» GIVEN EXERCISE:
Transcribe the lines below verbatim, skipping the images.

» DATA PROVIDED:
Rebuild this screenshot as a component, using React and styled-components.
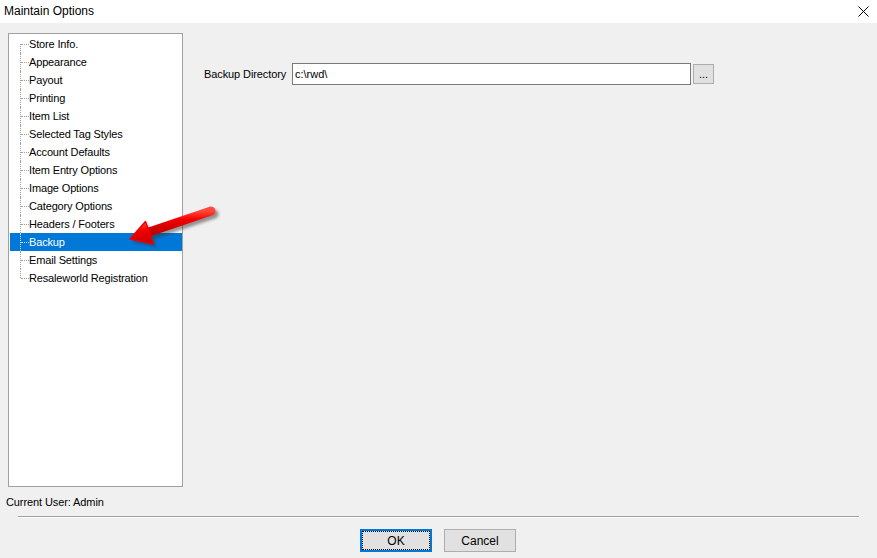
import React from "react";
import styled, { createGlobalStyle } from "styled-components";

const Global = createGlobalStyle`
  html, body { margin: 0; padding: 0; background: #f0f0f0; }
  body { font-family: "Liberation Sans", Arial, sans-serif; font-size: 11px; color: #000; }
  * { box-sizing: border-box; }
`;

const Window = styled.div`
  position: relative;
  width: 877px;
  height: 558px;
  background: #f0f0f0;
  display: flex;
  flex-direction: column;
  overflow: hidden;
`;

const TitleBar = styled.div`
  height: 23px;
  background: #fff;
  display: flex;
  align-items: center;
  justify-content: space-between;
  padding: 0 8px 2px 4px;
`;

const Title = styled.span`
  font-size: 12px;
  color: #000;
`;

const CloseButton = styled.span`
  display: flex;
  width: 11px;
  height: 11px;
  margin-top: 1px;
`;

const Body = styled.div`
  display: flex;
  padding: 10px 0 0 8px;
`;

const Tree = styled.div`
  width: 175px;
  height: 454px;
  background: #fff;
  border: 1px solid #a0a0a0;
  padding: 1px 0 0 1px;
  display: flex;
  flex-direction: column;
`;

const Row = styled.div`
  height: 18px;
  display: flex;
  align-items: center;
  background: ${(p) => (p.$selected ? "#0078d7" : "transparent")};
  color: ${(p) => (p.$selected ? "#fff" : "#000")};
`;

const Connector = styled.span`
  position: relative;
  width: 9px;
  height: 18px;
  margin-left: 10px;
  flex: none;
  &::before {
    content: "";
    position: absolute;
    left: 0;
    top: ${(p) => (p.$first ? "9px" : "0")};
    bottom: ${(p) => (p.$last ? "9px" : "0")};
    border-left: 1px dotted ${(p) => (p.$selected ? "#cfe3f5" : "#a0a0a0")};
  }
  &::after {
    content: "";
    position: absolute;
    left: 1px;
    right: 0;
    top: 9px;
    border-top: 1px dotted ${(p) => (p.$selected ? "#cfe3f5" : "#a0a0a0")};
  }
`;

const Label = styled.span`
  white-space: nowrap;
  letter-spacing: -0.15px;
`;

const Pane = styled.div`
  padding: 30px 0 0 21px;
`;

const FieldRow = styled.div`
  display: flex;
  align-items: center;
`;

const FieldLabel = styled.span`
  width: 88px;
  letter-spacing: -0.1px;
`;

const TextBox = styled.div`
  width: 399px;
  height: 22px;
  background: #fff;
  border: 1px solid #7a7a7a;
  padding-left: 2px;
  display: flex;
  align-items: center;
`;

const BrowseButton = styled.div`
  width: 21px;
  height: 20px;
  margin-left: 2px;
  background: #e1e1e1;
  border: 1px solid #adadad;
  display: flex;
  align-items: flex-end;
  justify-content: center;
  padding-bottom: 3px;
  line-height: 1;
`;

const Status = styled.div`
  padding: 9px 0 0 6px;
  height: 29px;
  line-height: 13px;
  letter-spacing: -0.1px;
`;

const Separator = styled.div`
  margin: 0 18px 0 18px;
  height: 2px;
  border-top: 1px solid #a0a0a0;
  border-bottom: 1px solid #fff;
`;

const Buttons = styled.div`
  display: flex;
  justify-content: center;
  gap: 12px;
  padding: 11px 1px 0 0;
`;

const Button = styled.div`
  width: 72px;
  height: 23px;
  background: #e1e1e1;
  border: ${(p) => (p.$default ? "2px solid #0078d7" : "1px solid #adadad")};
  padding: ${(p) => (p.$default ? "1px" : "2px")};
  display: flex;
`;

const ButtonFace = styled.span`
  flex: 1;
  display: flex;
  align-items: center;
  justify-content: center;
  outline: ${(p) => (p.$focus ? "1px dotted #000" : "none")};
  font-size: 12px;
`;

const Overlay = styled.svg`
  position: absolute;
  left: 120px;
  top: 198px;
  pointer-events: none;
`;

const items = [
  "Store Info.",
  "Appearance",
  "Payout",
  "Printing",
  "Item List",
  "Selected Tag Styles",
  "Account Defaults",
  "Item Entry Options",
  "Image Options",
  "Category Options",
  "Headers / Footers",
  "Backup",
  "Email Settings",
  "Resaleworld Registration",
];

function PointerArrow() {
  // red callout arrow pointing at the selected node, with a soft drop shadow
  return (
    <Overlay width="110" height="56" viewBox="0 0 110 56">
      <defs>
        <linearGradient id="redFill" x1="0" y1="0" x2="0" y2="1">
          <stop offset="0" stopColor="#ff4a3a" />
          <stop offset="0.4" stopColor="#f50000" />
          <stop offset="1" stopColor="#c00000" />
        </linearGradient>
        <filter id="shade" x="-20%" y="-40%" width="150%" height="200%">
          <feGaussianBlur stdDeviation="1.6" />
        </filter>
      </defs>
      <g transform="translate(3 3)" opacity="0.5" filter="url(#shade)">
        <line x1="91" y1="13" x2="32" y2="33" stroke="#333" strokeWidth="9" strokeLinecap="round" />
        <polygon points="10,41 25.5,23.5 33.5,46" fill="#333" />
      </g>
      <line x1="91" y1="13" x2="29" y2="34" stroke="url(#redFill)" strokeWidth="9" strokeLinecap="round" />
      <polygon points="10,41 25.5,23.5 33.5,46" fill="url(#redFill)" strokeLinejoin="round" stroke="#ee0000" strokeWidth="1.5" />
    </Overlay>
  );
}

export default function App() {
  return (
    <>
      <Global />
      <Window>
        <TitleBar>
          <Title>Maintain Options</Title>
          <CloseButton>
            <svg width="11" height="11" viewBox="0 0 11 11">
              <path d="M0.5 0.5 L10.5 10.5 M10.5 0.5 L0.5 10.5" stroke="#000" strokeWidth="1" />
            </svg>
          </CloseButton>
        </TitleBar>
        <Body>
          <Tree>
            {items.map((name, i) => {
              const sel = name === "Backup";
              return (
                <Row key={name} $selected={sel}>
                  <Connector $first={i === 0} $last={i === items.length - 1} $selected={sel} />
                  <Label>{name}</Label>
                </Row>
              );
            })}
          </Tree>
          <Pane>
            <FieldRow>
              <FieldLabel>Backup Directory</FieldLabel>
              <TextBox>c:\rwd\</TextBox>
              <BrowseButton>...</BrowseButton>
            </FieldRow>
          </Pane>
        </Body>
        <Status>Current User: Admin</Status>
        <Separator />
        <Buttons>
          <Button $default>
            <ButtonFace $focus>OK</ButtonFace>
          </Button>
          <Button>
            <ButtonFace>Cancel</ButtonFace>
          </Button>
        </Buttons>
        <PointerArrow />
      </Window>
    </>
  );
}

» SOLUTION FOR THIS EXERCISE:
Rebuild this screenshot as a component, using React and styled-components.
import React from "react";
import styled, { createGlobalStyle } from "styled-components";

const Global = createGlobalStyle`
  html, body { margin: 0; padding: 0; background: #f0f0f0; }
  body { font-family: "Liberation Sans", Arial, sans-serif; font-size: 11px; color: #000; }
  * { box-sizing: border-box; }
`;

const Window = styled.div`
  position: relative;
  width: 877px;
  height: 558px;
  background: #f0f0f0;
  display: flex;
  flex-direction: column;
  overflow: hidden;
`;

const TitleBar = styled.div`
  height: 23px;
  background: #fff;
  display: flex;
  align-items: center;
  justify-content: space-between;
  padding: 0 8px 2px 4px;
`;

const Title = styled.span`
  font-size: 12px;
  color: #000;
`;

const CloseButton = styled.span`
  display: flex;
  width: 11px;
  height: 11px;
  margin-top: 1px;
`;

const Body = styled.div`
  display: flex;
  padding: 10px 0 0 8px;
`;

const Tree = styled.div`
  width: 175px;
  height: 454px;
  background: #fff;
  border: 1px solid #a0a0a0;
  padding: 1px 0 0 1px;
  display: flex;
  flex-direction: column;
`;

const Row = styled.div`
  height: 18px;
  display: flex;
  align-items: center;
  background: ${(p) => (p.$selected ? "#0078d7" : "transparent")};
  color: ${(p) => (p.$selected ? "#fff" : "#000")};
`;

const Connector = styled.span`
  position: relative;
  width: 9px;
  height: 18px;
  margin-left: 10px;
  flex: none;
  &::before {
    content: "";
    position: absolute;
    left: 0;
    top: ${(p) => (p.$first ? "9px" : "0")};
    bottom: ${(p) => (p.$last ? "9px" : "0")};
    border-left: 1px dotted ${(p) => (p.$selected ? "#cfe3f5" : "#a0a0a0")};
  }
  &::after {
    content: "";
    position: absolute;
    left: 1px;
    right: 0;
    top: 9px;
    border-top: 1px dotted ${(p) => (p.$selected ? "#cfe3f5" : "#a0a0a0")};
  }
`;

const Label = styled.span`
  white-space: nowrap;
  letter-spacing: -0.15px;
`;

const Pane = styled.div`
  padding: 30px 0 0 21px;
`;

const FieldRow = styled.div`
  display: flex;
  align-items: center;
`;

const FieldLabel = styled.span`
  width: 88px;
  letter-spacing: -0.1px;
`;

const TextBox = styled.div`
  width: 399px;
  height: 22px;
  background: #fff;
  border: 1px solid #7a7a7a;
  padding-left: 2px;
  display: flex;
  align-items: center;
`;

const BrowseButton = styled.div`
  width: 21px;
  height: 20px;
  margin-left: 2px;
  background: #e1e1e1;
  border: 1px solid #adadad;
  display: flex;
  align-items: flex-end;
  justify-content: center;
  padding-bottom: 3px;
  line-height: 1;
`;

const Status = styled.div`
  padding: 9px 0 0 6px;
  height: 29px;
  line-height: 13px;
  letter-spacing: -0.1px;
`;

const Separator = styled.div`
  margin: 0 18px 0 18px;
  height: 2px;
  border-top: 1px solid #a0a0a0;
  border-bottom: 1px solid #fff;
`;

const Buttons = styled.div`
  display: flex;
  justify-content: center;
  gap: 12px;
  padding: 11px 1px 0 0;
`;

const Button = styled.div`
  width: 72px;
  height: 23px;
  background: #e1e1e1;
  border: ${(p) => (p.$default ? "2px solid #0078d7" : "1px solid #adadad")};
  padding: ${(p) => (p.$default ? "1px" : "2px")};
  display: flex;
`;

const ButtonFace = styled.span`
  flex: 1;
  display: flex;
  align-items: center;
  justify-content: center;
  outline: ${(p) => (p.$focus ? "1px dotted #000" : "none")};
  font-size: 12px;
`;

const Overlay = styled.svg`
  position: absolute;
  left: 120px;
  top: 198px;
  pointer-events: none;
`;

const items = [
  "Store Info.",
  "Appearance",
  "Payout",
  "Printing",
  "Item List",
  "Selected Tag Styles",
  "Account Defaults",
  "Item Entry Options",
  "Image Options",
  "Category Options",
  "Headers / Footers",
  "Backup",
  "Email Settings",
  "Resaleworld Registration",
];

function PointerArrow() {
  // red callout arrow pointing at the selected node, with a soft drop shadow
  return (
    <Overlay width="110" height="56" viewBox="0 0 110 56">
      <defs>
        <linearGradient id="redFill" x1="0" y1="0" x2="0" y2="1">
          <stop offset="0" stopColor="#ff4a3a" />
          <stop offset="0.4" stopColor="#f50000" />
          <stop offset="1" stopColor="#c00000" />
        </linearGradient>
        <filter id="shade" x="-20%" y="-40%" width="150%" height="200%">
          <feGaussianBlur stdDeviation="1.6" />
        </filter>
      </defs>
      <g transform="translate(3 3)" opacity="0.5" filter="url(#shade)">
        <line x1="91" y1="13" x2="32" y2="33" stroke="#333" strokeWidth="9" strokeLinecap="round" />
        <polygon points="10,41 25.5,23.5 33.5,46" fill="#333" />
      </g>
      <line x1="91" y1="13" x2="29" y2="34" stroke="url(#redFill)" strokeWidth="9" strokeLinecap="round" />
      <polygon points="10,41 25.5,23.5 33.5,46" fill="url(#redFill)" strokeLinejoin="round" stroke="#ee0000" strokeWidth="1.5" />
    </Overlay>
  );
}

export default function App() {
  return (
    <>
      <Global />
      <Window>
        <TitleBar>
          <Title>Maintain Options</Title>
          <CloseButton>
            <svg width="11" height="11" viewBox="0 0 11 11">
              <path d="M0.5 0.5 L10.5 10.5 M10.5 0.5 L0.5 10.5" stroke="#000" strokeWidth="1" />
            </svg>
          </CloseButton>
        </TitleBar>
        <Body>
          <Tree>
            {items.map((name, i) => {
              const sel = name === "Backup";
              return (
                <Row key={name} $selected={sel}>
                  <Connector $first={i === 0} $last={i === items.length - 1} $selected={sel} />
                  <Label>{name}</Label>
                </Row>
              );
            })}
          </Tree>
          <Pane>
            <FieldRow>
              <FieldLabel>Backup Directory</FieldLabel>
              <TextBox>c:\rwd\</TextBox>
              <BrowseButton>...</BrowseButton>
            </FieldRow>
          </Pane>
        </Body>
        <Status>Current User: Admin</Status>
        <Separator />
        <Buttons>
          <Button $default>
            <ButtonFace $focus>OK</ButtonFace>
          </Button>
          <Button>
            <ButtonFace>Cancel</ButtonFace>
          </Button>
        </Buttons>
        <PointerArrow />
      </Window>
    </>
  );
}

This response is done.